🤖 AI Summary
ASR outputs frequently contain errors requiring manual post-editing; existing LLM-based full-rewrite approaches suffer from high redundancy and low efficiency, while compact edit representations lack sufficient contextual modeling and accuracy. This paper proposes CEGER, a Context-Enhanced Granular Edit Representation framework that formalizes ASR error correction as a structured edit instruction generation task. CEGER jointly incorporates local error context and global semantic constraints, and employs a deterministic decoding module to ensure lossless text reconstruction. By generating minimal, semantically grounded edit operations rather than full sequences, CEGER significantly reduces redundant token generation.
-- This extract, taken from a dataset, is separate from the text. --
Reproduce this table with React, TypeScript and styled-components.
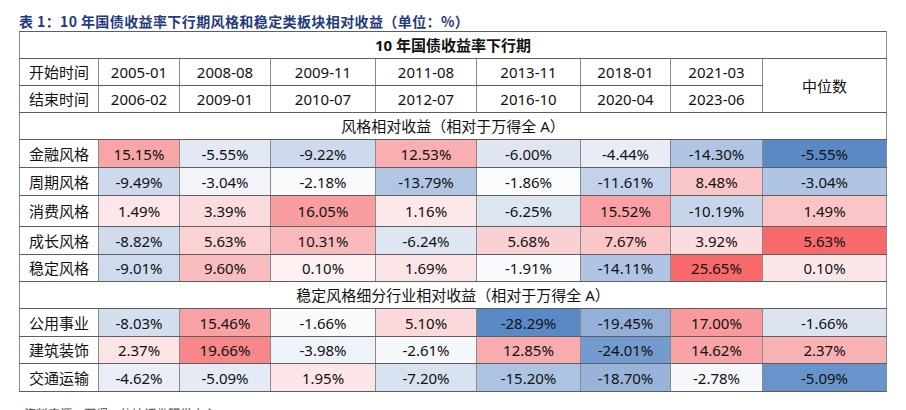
import React from 'react';
import styled, { createGlobalStyle } from 'styled-components';

type Cell = [string, string];

interface DataRow {
    name: string;
    height: number;
    cells: Cell[];
}

const periods = [
    ['2005-01', '2006-02'],
    ['2008-08', '2009-01'],
    ['2009-11', '2010-07'],
    ['2011-08', '2012-07'],
    ['2013-11', '2016-10'],
    ['2018-01', '2020-04'],
    ['2021-03', '2023-06'],
];

const colWidths = [79, 81, 91, 105, 101, 104, 90, 92, 124];

const styleRows: DataRow[] = [
    {
        name: '金融风格', height: 28, cells: [
            ['15.15%', '#F8A5A8'], ['-5.55%', '#E2E8F4'], ['-9.22%', '#CDD9EC'], ['12.53%', '#F9AFB1'],
            ['-6.00%', '#DFE6F2'], ['-4.44%', '#E7ECF6'], ['-14.30%', '#B0C5E3'], ['-5.55%', '#5B89C6'],
        ]
    },
    {
        name: '周期风格', height: 28, cells: [
            ['-9.49%', '#CDD9EC'], ['-3.04%', '#F3F5FA'], ['-2.18%', '#FAFAFD'], ['-13.79%', '#B1C6E3'],
            ['-1.86%', '#FAFBFD'], ['-11.61%', '#C2D2EA'], ['8.48%', '#F9C6C8'], ['-3.04%', '#B0C5E3'],
        ]
    },
    {
        name: '消费风格', height: 31, cells: [
            ['1.49%', '#FCE6E7'], ['3.39%', '#FBDCDE'], ['16.05%', '#F89EA1'], ['1.16%', '#FCE8E9'],
            ['-6.25%', '#DEE6F2'], ['15.52%', '#F9A1A4'], ['-10.19%', '#C7D5EB'], ['1.49%', '#F9C5C7'],
        ]
    },
    {
        name: '成长风格', height: 28, cells: [
            ['-8.82%', '#D0DCEE'], ['5.63%', '#FAD2D4'], ['10.31%', '#F9BABD'], ['-6.24%', '#DEE6F2'],
            ['5.68%', '#FAD1D3'], ['7.67%', '#FAC6C8'], ['3.92%', '#FBDDDF'], ['5.63%', '#F8696B'],
        ]
    },
    {
        name: '稳定风格', height: 27, cells: [
            ['-9.01%', '#CEDAED'], ['9.60%', '#F9BDBF'], ['0.10%', '#FDF0F1'], ['1.69%', '#FCE5E6'],
            ['-1.91%', '#F9FAFD'], ['-14.11%', '#B0C5E3'], ['25.65%', '#F8696B'], ['0.10%', '#FBE6E7'],
        ]
    },
];

const industryRows: DataRow[] = [
    {
        name: '公用事业', height: 28, cells: [
            ['-8.03%', '#D3DEEF'], ['15.46%', '#F9A2A5'], ['-1.66%', '#FAFAFD'], ['5.10%', '#FBD9DB'],
            ['-28.29%', '#5A8AC6'], ['-19.45%', '#94B0D9'], ['17.00%', '#F8999C'], ['-1.66%', '#DDE4F1'],
        ]
    },
    {
        name: '建筑装饰', height: 27, cells: [
            ['2.37%', '#FCE3E4'], ['19.66%', '#F8878A'], ['-3.98%', '#EEF2F9'], ['-2.61%', '#F5F7FB'],
            ['12.85%', '#F9ACAF'], ['-24.01%', '#729CCF'], ['14.62%', '#F9A3A6'], ['2.37%', '#F9B2B4'],
        ]
    },
    {
        name: '交通运输', height: 28, cells: [
            ['-4.62%', '#E8EDF6'], ['-5.09%', '#E5EBF5'], ['1.95%', '#FCE5E6'], ['-7.20%', '#D8E1F0'],
            ['-15.20%', '#ADC3E2'], ['-18.70%', '#99B4DA'], ['-2.78%', '#F5F7FB'], ['-5.09%', '#6894CB'],
        ]
    },
];

const GlobalStyle = createGlobalStyle`
  html, body {
    margin: 0;
    padding: 0;
    background: #ffffff;
  }
  body {
    font-family: "Noto Sans", "Noto Sans CJK SC", sans-serif;
    color: #111111;
  }
`;

const Page = styled.div`
  width: 906px;
  height: 410px;
  overflow: hidden;
  padding: 12px 0 0 19px;
  box-sizing: border-box;
`;

const Caption = styled.div`
  font-family: "Noto Sans CJK SC", sans-serif;
  font-size: 14px;
  font-weight: 700;
  letter-spacing: 0.4px;
  line-height: 18px;
  color: #1f3b7d;
  margin-bottom: 1px;
`;

const Table = styled.table`
  border-collapse: collapse;
  table-layout: fixed;
  width: 868px;
  font-size: 15px;
  border: 1px solid #6f6f6f;
`;

const Row = styled.tr<{ $h: number }>`
  height: ${props => props.$h}px;
`;

const Td = styled.td<{ $bg?: string }>`
  border: 1px solid #5e5e5e;
  border-left-color: #8a8a8a;
  border-right-color: #8a8a8a;
  padding: 0;
  text-align: center;
  vertical-align: middle;
  line-height: 18px;
  white-space: nowrap;
  background-color: ${props => props.$bg || '#ffffff'};
`;

const TitleCell = styled(Td)`
  font-weight: 700;
`;

const Source = styled.div`
  font-family: "Noto Sans CJK SC", sans-serif;
  font-size: 12px;
  font-style: italic;
  color: #4a4a4a;
  margin-top: 12px;
  padding-left: 3px;
`;

const DataRows: React.FC<{ rows: DataRow[] }> = ({ rows }) => (
    <>
        {rows.map(row => (
            <Row key={row.name} $h={row.height}>
                <Td>{row.name}</Td>
                {row.cells.map(([value, color], i) => (
                    <Td key={i} $bg={color}>{value}</Td>
                ))}
            </Row>
        ))}
    </>
);

const App: React.FC = () => {
    return (
        <Page>
            <GlobalStyle />
            <Caption>表 1：10 年国债收益率下行期风格和稳定类板块相对收益（单位：%）</Caption>
            <Table>
                <colgroup>
                    {colWidths.map((w, i) => <col key={i} style={{ width: w }} />)}
                </colgroup>
                <tbody>
                    <Row $h={27}>
                        <TitleCell colSpan={9}>10 年国债收益率下行期</TitleCell>
                    </Row>
                    <Row $h={27}>
                        <Td>开始时间</Td>
                        {periods.map(p => <Td key={p[0]}>{p[0]}</Td>)}
                        <Td rowSpan={2}>中位数</Td>
                    </Row>
                    <Row $h={27}>
                        <Td>结束时间</Td>
                        {periods.map(p => <Td key={p[1]}>{p[1]}</Td>)}
                    </Row>
                    <Row $h={27}>
                        <Td colSpan={9}>风格相对收益（相对于万得全 A）</Td>
                    </Row>
                    <DataRows rows={styleRows} />
                    <Row $h={27}>
                        <Td colSpan={9}>稳定风格细分行业相对收益（相对于万得全 A）</Td>
                    </Row>
                    <DataRows rows={industryRows} />
                </tbody>
            </Table>
            <Source>资料来源：万得，信达证券研发中心</Source>
        </Page>
    );
};

export default App;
On LibriSpeech, it achieves a 12.3% relative WER reduction over full-rewrite baselines and outperforms prior compact edit methods, striking an optimal balance between correction accuracy and computational efficiency.
📝 Abstract
Despite ASR technology being full-scale adopted by industry and for large portions of the population, ASR systems often have errors that require editors to post-edit text quality. While LLMs are powerful post-editing tools, baseline full rewrite models have inference inefficiencies because they often generate the same redundant text over and over again. Compact edit representations have existed but often lack the efficacy and context required for optimal accuracy. This paper introduces CEGER (Context-Enhanced Granular Edit Representation), a compact edit representation that was generated for highly accurate, efficient ASR post-editing. CEGER allows LLMs to generate a sequence of structured, fine-grained, contextually rich commands to modify the original ASR output. A separate expansion module deterministically reconstructs the corrected text based on the commands. Extensive experiments on the LibriSpeech dataset that were conducted, CEGER achieves state-of-the-art accuracy, achieving the lowest word error rate (WER) versus full rewrite and prior compact representations.